## EXERCISE DETAILS
Exactly repeat the material, dropping only the pictures.

## DATA SEGMENT

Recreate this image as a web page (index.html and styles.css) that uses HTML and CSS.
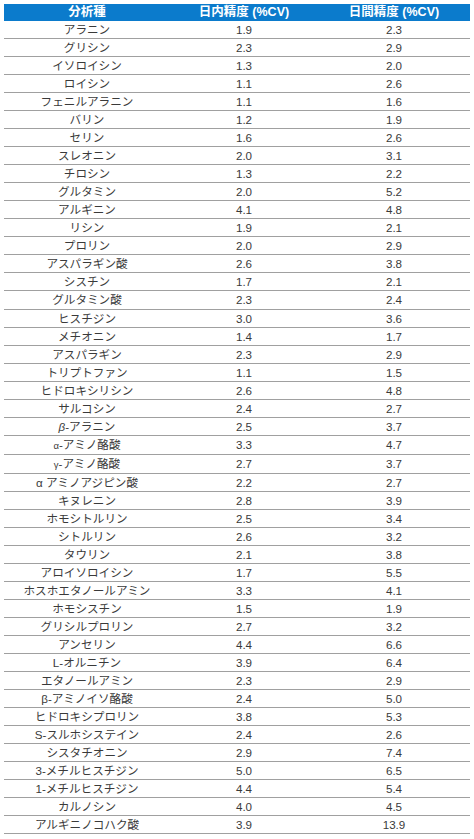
FILE: index.html
```html
<!DOCTYPE html>
<html lang="ja">
<head>
<meta charset="utf-8">
<link rel="stylesheet" href="styles.css">
</head>
<body>
<table class="prec">
<colgroup><col class="c1"><col class="c2"><col class="c3"></colgroup>
<thead>
<tr><th>分析種</th><th>日内精度 (%CV)</th><th>日間精度 (%CV)</th></tr>
</thead>
<tbody>
<tr><td>アラニン</td><td>1.9</td><td>2.3</td></tr>
<tr><td>グリシン</td><td>2.3</td><td>2.9</td></tr>
<tr><td>イソロイシン</td><td>1.3</td><td>2.0</td></tr>
<tr><td>ロイシン</td><td>1.1</td><td>2.6</td></tr>
<tr><td>フェニルアラニン</td><td>1.1</td><td>1.6</td></tr>
<tr><td>バリン</td><td>1.2</td><td>1.9</td></tr>
<tr><td>セリン</td><td>1.6</td><td>2.6</td></tr>
<tr><td>スレオニン</td><td>2.0</td><td>3.1</td></tr>
<tr><td>チロシン</td><td>1.3</td><td>2.2</td></tr>
<tr><td>グルタミン</td><td>2.0</td><td>5.2</td></tr>
<tr><td>アルギニン</td><td>4.1</td><td>4.8</td></tr>
<tr><td>リシン</td><td>1.9</td><td>2.1</td></tr>
<tr><td>プロリン</td><td>2.0</td><td>2.9</td></tr>
<tr><td>アスパラギン酸</td><td>2.6</td><td>3.8</td></tr>
<tr><td>シスチン</td><td>1.7</td><td>2.1</td></tr>
<tr><td>グルタミン酸</td><td>2.3</td><td>2.4</td></tr>
<tr><td>ヒスチジン</td><td>3.0</td><td>3.6</td></tr>
<tr><td>メチオニン</td><td>1.4</td><td>1.7</td></tr>
<tr><td>アスパラギン</td><td>2.3</td><td>2.9</td></tr>
<tr><td>トリプトファン</td><td>1.1</td><td>1.5</td></tr>
<tr><td>ヒドロキシリシン</td><td>2.6</td><td>4.8</td></tr>
<tr><td>サルコシン</td><td>2.4</td><td>2.7</td></tr>
<tr><td><i class="gk">β</i>-アラニン</td><td>2.5</td><td>3.7</td></tr>
<tr><td><span class="sm">α</span>-アミノ酪酸</td><td>3.3</td><td>4.7</td></tr>
<tr><td><span class="sm">γ</span>-アミノ酪酸</td><td>2.7</td><td>3.7</td></tr>
<tr><td>α アミノアジピン酸</td><td>2.2</td><td>2.7</td></tr>
<tr><td>キヌレニン</td><td>2.8</td><td>3.9</td></tr>
<tr><td>ホモシトルリン</td><td>2.5</td><td>3.4</td></tr>
<tr><td>シトルリン</td><td>2.6</td><td>3.2</td></tr>
<tr><td>タウリン</td><td>2.1</td><td>3.8</td></tr>
<tr><td>アロイソロイシン</td><td>1.7</td><td>5.5</td></tr>
<tr><td>ホスホエタノールアミン</td><td>3.3</td><td>4.1</td></tr>
<tr><td>ホモシスチン</td><td>1.5</td><td>1.9</td></tr>
<tr><td>グリシルプロリン</td><td>2.7</td><td>3.2</td></tr>
<tr><td>アンセリン</td><td>4.4</td><td>6.6</td></tr>
<tr><td>L-オルニチン</td><td>3.9</td><td>6.4</td></tr>
<tr><td>エタノールアミン</td><td>2.3</td><td>2.9</td></tr>
<tr><td>β-アミノイソ酪酸</td><td>2.4</td><td>5.0</td></tr>
<tr><td>ヒドロキシプロリン</td><td>3.8</td><td>5.3</td></tr>
<tr><td>S-スルホシステイン</td><td>2.4</td><td>2.6</td></tr>
<tr><td>シスタチオニン</td><td>2.9</td><td>7.4</td></tr>
<tr><td>3-メチルヒスチジン</td><td>5.0</td><td>6.5</td></tr>
<tr><td>1-メチルヒスチジン</td><td>4.4</td><td>5.4</td></tr>
<tr><td>カルノシン</td><td>4.0</td><td>4.5</td></tr>
<tr><td>アルギニノコハク酸</td><td>3.9</td><td>13.9</td></tr>
</tbody>
</table>
</body>
</html>
```

FILE: styles.css
```css
html, body {
  margin: 0;
  padding: 0;
  background: #ffffff;
}
body {
  padding: 4px 4px 0 4px;
  font-family: "Liberation Sans", "Noto Sans CJK JP", sans-serif;
  color: #3a3a3a;
}
.prec {
  width: 466px;
  border-collapse: collapse;
  table-layout: fixed;
}
.c1 { width: 166px; }
.c2 { width: 148px; }
.c3 { width: 152px; }
.prec th {
  background: #0b7bcc;
  color: #ffffff;
  font-weight: bold;
  font-size: 12.5px;
  height: 17px;
  padding: 0;
  line-height: 17px;
  text-align: center;
}
.prec td {
  height: 17.04px;
  padding: 0;
  line-height: 17px;
  font-size: 11.6px;
  text-align: center;
  border-bottom: 1px solid #a0a0a0;
}
.gk { font-style: italic; }
.sm { font-size: 9.5px; }
```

## RESULT FOR THIS TASK
Recreate this image as a web page (index.html and styles.css) that uses HTML and CSS.
FILE: index.html
```html
<!DOCTYPE html>
<html lang="ja">
<head>
<meta charset="utf-8">
<link rel="stylesheet" href="styles.css">
</head>
<body>
<table class="prec">
<colgroup><col class="c1"><col class="c2"><col class="c3"></colgroup>
<thead>
<tr><th>分析種</th><th>日内精度 (%CV)</th><th>日間精度 (%CV)</th></tr>
</thead>
<tbody>
<tr><td>アラニン</td><td>1.9</td><td>2.3</td></tr>
<tr><td>グリシン</td><td>2.3</td><td>2.9</td></tr>
<tr><td>イソロイシン</td><td>1.3</td><td>2.0</td></tr>
<tr><td>ロイシン</td><td>1.1</td><td>2.6</td></tr>
<tr><td>フェニルアラニン</td><td>1.1</td><td>1.6</td></tr>
<tr><td>バリン</td><td>1.2</td><td>1.9</td></tr>
<tr><td>セリン</td><td>1.6</td><td>2.6</td></tr>
<tr><td>スレオニン</td><td>2.0</td><td>3.1</td></tr>
<tr><td>チロシン</td><td>1.3</td><td>2.2</td></tr>
<tr><td>グルタミン</td><td>2.0</td><td>5.2</td></tr>
<tr><td>アルギニン</td><td>4.1</td><td>4.8</td></tr>
<tr><td>リシン</td><td>1.9</td><td>2.1</td></tr>
<tr><td>プロリン</td><td>2.0</td><td>2.9</td></tr>
<tr><td>アスパラギン酸</td><td>2.6</td><td>3.8</td></tr>
<tr><td>シスチン</td><td>1.7</td><td>2.1</td></tr>
<tr><td>グルタミン酸</td><td>2.3</td><td>2.4</td></tr>
<tr><td>ヒスチジン</td><td>3.0</td><td>3.6</td></tr>
<tr><td>メチオニン</td><td>1.4</td><td>1.7</td></tr>
<tr><td>アスパラギン</td><td>2.3</td><td>2.9</td></tr>
<tr><td>トリプトファン</td><td>1.1</td><td>1.5</td></tr>
<tr><td>ヒドロキシリシン</td><td>2.6</td><td>4.8</td></tr>
<tr><td>サルコシン</td><td>2.4</td><td>2.7</td></tr>
<tr><td><i class="gk">β</i>-アラニン</td><td>2.5</td><td>3.7</td></tr>
<tr><td><span class="sm">α</span>-アミノ酪酸</td><td>3.3</td><td>4.7</td></tr>
<tr><td><span class="sm">γ</span>-アミノ酪酸</td><td>2.7</td><td>3.7</td></tr>
<tr><td>α アミノアジピン酸</td><td>2.2</td><td>2.7</td></tr>
<tr><td>キヌレニン</td><td>2.8</td><td>3.9</td></tr>
<tr><td>ホモシトルリン</td><td>2.5</td><td>3.4</td></tr>
<tr><td>シトルリン</td><td>2.6</td><td>3.2</td></tr>
<tr><td>タウリン</td><td>2.1</td><td>3.8</td></tr>
<tr><td>アロイソロイシン</td><td>1.7</td><td>5.5</td></tr>
<tr><td>ホスホエタノールアミン</td><td>3.3</td><td>4.1</td></tr>
<tr><td>ホモシスチン</td><td>1.5</td><td>1.9</td></tr>
<tr><td>グリシルプロリン</td><td>2.7</td><td>3.2</td></tr>
<tr><td>アンセリン</td><td>4.4</td><td>6.6</td></tr>
<tr><td>L-オルニチン</td><td>3.9</td><td>6.4</td></tr>
<tr><td>エタノールアミン</td><td>2.3</td><td>2.9</td></tr>
<tr><td>β-アミノイソ酪酸</td><td>2.4</td><td>5.0</td></tr>
<tr><td>ヒドロキシプロリン</td><td>3.8</td><td>5.3</td></tr>
<tr><td>S-スルホシステイン</td><td>2.4</td><td>2.6</td></tr>
<tr><td>シスタチオニン</td><td>2.9</td><td>7.4</td></tr>
<tr><td>3-メチルヒスチジン</td><td>5.0</td><td>6.5</td></tr>
<tr><td>1-メチルヒスチジン</td><td>4.4</td><td>5.4</td></tr>
<tr><td>カルノシン</td><td>4.0</td><td>4.5</td></tr>
<tr><td>アルギニノコハク酸</td><td>3.9</td><td>13.9</td></tr>
</tbody>
</table>
</body>
</html>
```

FILE: styles.css
```css
html, body {
  margin: 0;
  padding: 0;
  background: #ffffff;
}
body {
  padding: 4px 4px 0 4px;
  font-family: "Liberation Sans", "Noto Sans CJK JP", sans-serif;
  color: #3a3a3a;
}
.prec {
  width: 466px;
  border-collapse: collapse;
  table-layout: fixed;
}
.c1 { width: 166px; }
.c2 { width: 148px; }
.c3 { width: 152px; }
.prec th {
  background: #0b7bcc;
  color: #ffffff;
  font-weight: bold;
  font-size: 12.5px;
  height: 17px;
  padding: 0;
  line-height: 17px;
  text-align: center;
}
.prec td {
  height: 17.04px;
  padding: 0;
  line-height: 17px;
  font-size: 11.6px;
  text-align: center;
  border-bottom: 1px solid #a0a0a0;
}
.gk { font-style: italic; }
.sm { font-size: 9.5px; }
```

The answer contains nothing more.